• **TASK TO CARRY OUT**: Exactly the lines from the one with "Output the component" through the one with "string; value: string;", inclusive, are to be repeated, and the pictures are not.

• **DATASET ENTRIES**:

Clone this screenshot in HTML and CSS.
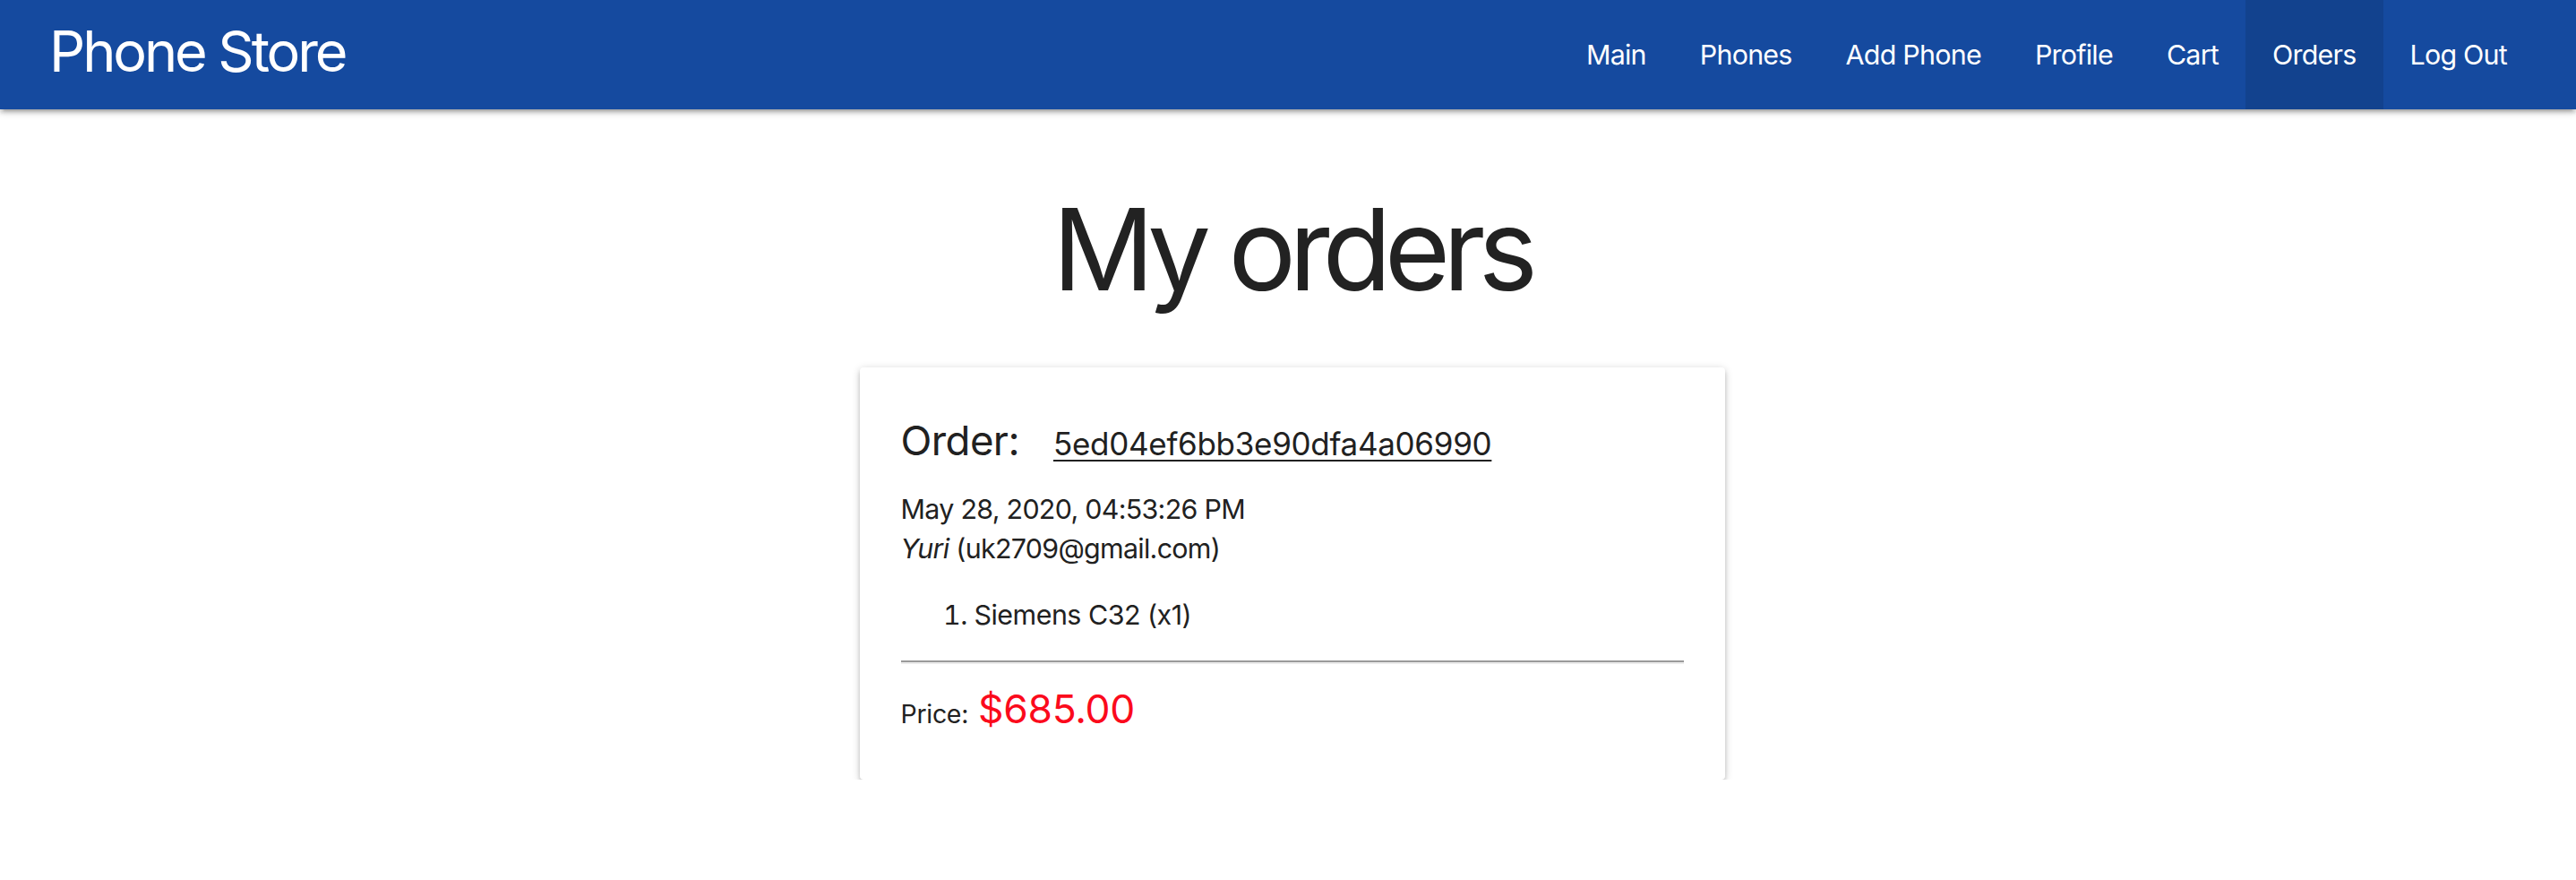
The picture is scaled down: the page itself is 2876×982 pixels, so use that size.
---
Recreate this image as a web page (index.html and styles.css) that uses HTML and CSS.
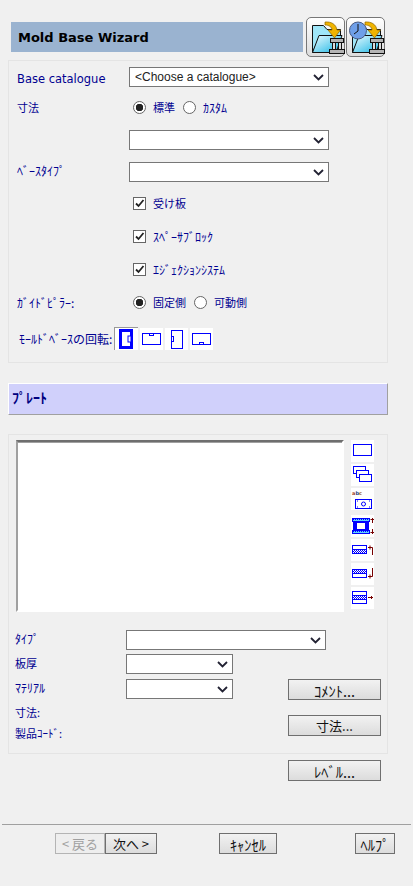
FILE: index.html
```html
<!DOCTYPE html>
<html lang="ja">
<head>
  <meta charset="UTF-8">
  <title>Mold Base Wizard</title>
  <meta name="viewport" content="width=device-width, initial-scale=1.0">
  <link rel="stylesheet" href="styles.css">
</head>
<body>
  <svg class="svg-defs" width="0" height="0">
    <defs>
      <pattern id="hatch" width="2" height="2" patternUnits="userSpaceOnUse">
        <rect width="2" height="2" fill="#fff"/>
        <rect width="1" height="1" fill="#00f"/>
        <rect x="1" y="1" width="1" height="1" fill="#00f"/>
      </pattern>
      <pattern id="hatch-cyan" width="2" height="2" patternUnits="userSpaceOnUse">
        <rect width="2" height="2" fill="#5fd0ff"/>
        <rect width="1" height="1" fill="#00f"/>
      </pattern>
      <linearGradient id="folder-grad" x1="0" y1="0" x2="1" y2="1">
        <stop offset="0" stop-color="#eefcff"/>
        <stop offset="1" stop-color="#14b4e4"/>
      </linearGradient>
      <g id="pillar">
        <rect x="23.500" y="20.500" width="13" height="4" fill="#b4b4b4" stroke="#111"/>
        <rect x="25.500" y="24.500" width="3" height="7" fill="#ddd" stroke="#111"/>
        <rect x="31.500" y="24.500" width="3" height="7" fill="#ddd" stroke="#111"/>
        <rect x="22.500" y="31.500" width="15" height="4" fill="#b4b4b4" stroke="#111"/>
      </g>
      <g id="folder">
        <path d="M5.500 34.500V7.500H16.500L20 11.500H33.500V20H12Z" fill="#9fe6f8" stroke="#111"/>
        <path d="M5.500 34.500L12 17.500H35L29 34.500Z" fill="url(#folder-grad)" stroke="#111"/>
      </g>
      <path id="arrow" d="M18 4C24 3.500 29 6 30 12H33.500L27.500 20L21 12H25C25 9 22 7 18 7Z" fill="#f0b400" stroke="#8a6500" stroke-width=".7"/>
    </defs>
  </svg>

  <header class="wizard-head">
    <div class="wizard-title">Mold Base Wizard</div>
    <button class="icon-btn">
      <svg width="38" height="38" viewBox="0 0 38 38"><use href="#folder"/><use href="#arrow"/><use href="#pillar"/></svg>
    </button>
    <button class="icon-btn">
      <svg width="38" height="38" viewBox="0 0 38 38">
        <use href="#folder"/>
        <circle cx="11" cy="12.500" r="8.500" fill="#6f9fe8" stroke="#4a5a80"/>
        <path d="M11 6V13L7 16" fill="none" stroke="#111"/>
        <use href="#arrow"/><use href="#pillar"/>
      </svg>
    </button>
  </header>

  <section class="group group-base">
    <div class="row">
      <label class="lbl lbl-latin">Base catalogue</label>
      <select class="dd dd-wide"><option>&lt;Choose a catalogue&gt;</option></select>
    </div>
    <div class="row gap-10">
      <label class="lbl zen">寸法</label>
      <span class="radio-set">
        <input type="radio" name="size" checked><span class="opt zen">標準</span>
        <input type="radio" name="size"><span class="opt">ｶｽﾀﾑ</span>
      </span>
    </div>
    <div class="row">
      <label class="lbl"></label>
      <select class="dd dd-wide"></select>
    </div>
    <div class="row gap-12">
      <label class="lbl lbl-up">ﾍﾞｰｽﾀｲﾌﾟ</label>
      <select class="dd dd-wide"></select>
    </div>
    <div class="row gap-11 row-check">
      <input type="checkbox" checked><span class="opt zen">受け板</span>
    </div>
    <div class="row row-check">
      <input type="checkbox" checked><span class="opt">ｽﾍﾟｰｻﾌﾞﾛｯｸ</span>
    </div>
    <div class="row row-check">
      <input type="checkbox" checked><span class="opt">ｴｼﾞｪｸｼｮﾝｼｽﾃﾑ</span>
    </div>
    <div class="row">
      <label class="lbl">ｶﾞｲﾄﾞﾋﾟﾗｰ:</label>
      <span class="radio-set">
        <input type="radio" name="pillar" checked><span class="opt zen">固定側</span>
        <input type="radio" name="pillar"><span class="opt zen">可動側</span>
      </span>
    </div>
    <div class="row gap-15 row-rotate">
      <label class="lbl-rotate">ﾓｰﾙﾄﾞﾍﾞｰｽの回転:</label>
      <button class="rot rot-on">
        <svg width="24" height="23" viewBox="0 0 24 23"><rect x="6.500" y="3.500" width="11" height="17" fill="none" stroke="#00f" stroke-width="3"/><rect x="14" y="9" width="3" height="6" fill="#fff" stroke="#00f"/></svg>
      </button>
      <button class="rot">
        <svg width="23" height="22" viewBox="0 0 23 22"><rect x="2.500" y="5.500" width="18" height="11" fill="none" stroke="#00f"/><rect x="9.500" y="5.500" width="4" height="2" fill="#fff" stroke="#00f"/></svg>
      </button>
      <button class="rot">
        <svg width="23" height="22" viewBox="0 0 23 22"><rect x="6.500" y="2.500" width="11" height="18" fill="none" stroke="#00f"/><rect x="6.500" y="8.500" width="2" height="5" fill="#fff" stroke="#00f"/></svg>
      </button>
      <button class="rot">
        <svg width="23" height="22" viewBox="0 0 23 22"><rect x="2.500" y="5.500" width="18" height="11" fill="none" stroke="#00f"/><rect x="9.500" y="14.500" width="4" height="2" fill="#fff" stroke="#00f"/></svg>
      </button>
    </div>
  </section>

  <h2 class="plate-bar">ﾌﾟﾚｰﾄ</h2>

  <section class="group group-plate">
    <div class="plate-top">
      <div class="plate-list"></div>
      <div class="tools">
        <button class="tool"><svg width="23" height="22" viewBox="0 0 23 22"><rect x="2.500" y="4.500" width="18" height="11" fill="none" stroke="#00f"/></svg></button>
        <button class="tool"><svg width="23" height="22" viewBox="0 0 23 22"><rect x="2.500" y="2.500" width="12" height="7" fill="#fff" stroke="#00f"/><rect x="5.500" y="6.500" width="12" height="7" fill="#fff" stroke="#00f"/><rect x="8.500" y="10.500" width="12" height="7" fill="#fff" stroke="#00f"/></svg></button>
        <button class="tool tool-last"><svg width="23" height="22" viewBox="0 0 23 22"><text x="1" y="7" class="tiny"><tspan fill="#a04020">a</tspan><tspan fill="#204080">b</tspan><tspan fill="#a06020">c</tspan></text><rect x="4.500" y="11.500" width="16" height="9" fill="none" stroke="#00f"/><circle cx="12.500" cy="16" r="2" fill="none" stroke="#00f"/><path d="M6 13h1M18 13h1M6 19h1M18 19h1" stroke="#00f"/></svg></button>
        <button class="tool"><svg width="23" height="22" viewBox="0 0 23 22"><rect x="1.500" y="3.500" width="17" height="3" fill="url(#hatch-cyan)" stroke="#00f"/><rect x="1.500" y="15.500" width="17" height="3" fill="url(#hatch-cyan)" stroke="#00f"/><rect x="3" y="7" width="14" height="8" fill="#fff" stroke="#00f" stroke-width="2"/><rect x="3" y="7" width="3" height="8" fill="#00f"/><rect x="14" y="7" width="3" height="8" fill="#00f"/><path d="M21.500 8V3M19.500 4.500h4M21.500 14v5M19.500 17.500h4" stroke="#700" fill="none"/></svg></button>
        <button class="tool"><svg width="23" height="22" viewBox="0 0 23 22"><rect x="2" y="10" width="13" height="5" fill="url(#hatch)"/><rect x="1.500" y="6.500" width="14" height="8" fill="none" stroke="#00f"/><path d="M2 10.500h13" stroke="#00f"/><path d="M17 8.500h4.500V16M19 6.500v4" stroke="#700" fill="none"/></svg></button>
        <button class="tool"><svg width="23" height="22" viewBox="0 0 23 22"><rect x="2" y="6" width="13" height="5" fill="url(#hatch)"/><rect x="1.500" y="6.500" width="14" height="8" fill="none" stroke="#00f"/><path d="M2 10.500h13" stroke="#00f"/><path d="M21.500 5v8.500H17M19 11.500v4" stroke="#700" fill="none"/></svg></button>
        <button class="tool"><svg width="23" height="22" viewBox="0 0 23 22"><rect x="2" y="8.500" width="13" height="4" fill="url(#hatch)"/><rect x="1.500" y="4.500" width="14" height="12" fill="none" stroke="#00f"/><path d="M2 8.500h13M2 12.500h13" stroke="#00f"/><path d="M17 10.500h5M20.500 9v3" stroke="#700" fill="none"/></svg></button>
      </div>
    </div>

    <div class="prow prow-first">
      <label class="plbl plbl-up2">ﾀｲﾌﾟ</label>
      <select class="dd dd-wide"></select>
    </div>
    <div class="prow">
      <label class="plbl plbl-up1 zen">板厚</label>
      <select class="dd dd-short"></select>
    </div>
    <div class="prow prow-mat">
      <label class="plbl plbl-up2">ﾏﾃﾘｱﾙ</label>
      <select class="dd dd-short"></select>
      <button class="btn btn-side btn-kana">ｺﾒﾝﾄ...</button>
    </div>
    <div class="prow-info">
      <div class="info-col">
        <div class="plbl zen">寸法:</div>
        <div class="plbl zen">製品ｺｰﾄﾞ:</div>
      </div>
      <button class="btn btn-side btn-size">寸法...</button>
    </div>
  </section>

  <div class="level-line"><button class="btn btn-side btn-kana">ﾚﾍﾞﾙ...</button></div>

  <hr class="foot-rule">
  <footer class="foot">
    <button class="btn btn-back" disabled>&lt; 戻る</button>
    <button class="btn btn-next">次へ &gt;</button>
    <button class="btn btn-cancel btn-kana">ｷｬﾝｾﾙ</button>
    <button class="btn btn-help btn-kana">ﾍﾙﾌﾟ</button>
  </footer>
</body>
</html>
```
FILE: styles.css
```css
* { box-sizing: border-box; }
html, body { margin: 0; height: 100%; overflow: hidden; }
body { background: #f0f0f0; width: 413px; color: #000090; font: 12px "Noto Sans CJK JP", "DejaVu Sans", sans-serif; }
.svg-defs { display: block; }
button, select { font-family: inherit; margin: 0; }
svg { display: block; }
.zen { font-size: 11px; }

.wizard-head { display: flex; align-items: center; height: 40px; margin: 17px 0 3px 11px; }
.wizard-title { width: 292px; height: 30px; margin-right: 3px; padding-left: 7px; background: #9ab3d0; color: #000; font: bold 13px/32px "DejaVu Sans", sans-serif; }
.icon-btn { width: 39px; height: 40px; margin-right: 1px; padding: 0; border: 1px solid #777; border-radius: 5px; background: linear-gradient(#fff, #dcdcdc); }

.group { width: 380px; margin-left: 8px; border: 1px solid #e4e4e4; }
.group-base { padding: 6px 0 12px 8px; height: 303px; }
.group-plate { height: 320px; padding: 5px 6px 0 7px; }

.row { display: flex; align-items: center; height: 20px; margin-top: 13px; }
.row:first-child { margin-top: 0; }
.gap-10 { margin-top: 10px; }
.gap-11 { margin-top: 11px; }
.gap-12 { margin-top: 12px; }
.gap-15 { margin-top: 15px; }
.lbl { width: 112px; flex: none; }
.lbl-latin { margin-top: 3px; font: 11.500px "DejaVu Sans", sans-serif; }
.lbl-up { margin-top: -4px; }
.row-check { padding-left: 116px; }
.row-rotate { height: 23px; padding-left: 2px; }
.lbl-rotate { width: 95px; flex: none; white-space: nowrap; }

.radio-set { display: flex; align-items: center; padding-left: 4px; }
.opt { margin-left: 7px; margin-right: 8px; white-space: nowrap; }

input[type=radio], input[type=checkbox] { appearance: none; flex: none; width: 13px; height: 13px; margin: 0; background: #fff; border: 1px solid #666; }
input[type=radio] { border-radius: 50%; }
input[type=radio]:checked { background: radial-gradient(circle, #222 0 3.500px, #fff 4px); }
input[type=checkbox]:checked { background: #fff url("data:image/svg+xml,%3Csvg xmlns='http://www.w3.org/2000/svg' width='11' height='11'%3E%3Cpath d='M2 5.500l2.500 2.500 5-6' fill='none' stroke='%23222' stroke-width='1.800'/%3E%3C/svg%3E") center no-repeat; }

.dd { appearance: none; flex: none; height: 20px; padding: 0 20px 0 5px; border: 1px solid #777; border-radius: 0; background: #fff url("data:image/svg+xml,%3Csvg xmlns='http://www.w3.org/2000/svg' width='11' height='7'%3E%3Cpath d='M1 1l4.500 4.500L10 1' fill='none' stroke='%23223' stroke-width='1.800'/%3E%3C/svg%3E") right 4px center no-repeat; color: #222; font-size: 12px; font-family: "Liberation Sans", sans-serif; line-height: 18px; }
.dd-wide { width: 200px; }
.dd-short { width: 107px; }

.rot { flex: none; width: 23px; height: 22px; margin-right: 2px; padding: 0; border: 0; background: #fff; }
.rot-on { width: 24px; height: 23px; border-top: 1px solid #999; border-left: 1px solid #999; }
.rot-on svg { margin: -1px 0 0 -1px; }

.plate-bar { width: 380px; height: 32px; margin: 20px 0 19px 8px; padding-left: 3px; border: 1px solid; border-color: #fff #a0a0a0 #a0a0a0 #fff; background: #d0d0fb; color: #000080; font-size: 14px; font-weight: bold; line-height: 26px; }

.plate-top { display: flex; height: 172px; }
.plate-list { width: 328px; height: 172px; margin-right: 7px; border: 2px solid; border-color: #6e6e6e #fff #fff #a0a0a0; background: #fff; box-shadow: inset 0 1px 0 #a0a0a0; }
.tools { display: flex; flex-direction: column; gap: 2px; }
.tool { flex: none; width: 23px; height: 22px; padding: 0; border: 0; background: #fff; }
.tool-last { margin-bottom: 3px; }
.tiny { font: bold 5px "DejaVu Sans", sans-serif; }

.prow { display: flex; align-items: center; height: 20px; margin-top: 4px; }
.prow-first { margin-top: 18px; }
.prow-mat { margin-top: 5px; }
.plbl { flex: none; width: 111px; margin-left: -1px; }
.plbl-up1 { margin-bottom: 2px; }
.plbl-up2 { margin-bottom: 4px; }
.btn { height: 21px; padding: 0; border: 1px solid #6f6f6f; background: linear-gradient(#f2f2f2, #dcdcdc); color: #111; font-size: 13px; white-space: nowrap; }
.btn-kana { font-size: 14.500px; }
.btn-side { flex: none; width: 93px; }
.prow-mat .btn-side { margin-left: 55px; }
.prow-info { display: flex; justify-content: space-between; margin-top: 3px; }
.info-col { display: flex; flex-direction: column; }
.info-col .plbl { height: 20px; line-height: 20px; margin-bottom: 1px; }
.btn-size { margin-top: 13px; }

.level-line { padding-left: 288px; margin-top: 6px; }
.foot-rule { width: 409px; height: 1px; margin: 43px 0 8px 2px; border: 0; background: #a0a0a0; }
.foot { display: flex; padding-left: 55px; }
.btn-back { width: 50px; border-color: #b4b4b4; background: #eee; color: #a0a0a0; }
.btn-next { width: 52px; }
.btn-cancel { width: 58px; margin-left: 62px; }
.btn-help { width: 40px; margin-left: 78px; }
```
* * *
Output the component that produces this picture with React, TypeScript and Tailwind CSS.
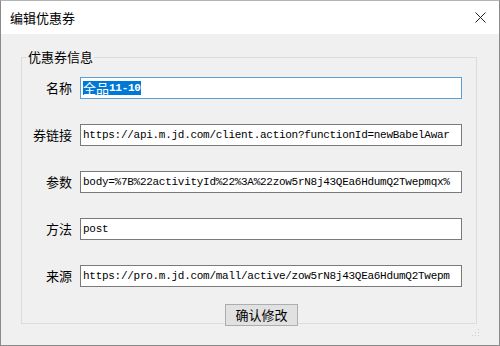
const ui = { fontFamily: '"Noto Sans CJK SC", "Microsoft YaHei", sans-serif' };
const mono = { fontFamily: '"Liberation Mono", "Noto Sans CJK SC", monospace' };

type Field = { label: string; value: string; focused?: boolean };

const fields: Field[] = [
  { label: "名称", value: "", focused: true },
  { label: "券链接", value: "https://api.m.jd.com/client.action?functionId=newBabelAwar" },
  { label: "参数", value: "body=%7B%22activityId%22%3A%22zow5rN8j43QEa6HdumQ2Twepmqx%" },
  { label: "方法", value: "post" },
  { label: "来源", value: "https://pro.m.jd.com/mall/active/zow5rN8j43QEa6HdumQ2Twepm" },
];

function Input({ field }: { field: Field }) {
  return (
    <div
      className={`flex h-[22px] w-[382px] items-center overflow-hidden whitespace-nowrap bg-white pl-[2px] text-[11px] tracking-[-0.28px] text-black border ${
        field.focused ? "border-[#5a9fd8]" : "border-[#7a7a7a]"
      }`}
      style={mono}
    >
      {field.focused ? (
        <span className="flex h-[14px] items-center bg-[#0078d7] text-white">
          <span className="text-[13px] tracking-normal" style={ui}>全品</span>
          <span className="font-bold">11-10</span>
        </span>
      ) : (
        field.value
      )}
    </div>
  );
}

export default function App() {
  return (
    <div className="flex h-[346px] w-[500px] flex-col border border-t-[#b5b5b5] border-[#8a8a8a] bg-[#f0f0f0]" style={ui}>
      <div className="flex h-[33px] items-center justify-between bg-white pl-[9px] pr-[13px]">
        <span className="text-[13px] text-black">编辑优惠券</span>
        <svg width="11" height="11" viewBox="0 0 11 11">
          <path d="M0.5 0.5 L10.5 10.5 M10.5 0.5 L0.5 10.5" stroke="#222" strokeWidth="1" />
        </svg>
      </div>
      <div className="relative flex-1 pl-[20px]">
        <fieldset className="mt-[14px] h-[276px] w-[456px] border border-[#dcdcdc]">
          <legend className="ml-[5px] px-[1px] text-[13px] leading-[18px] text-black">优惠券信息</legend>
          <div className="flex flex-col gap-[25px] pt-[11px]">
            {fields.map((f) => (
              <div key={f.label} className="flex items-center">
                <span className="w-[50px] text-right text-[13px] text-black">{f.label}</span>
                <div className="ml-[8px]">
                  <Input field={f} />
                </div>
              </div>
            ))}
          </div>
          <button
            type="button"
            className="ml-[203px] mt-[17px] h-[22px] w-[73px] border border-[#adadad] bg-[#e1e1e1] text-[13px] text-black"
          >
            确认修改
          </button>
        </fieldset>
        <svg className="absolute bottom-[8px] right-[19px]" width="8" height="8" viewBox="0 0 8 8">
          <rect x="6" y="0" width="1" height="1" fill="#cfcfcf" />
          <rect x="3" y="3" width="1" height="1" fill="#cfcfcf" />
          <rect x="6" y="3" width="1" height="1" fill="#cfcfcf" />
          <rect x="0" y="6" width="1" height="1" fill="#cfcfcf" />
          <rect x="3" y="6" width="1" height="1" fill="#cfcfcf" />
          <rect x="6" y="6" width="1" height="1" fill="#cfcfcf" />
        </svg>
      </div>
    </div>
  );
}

• **RESPONSE BELOW**:
Output the component that produces this picture with React, TypeScript and Tailwind CSS.
const ui = { fontFamily: '"Noto Sans CJK SC", "Microsoft YaHei", sans-serif' };
const mono = { fontFamily: '"Liberation Mono", "Noto Sans CJK SC", monospace' };

type Field = { label: string; value: string; focused?: boolean };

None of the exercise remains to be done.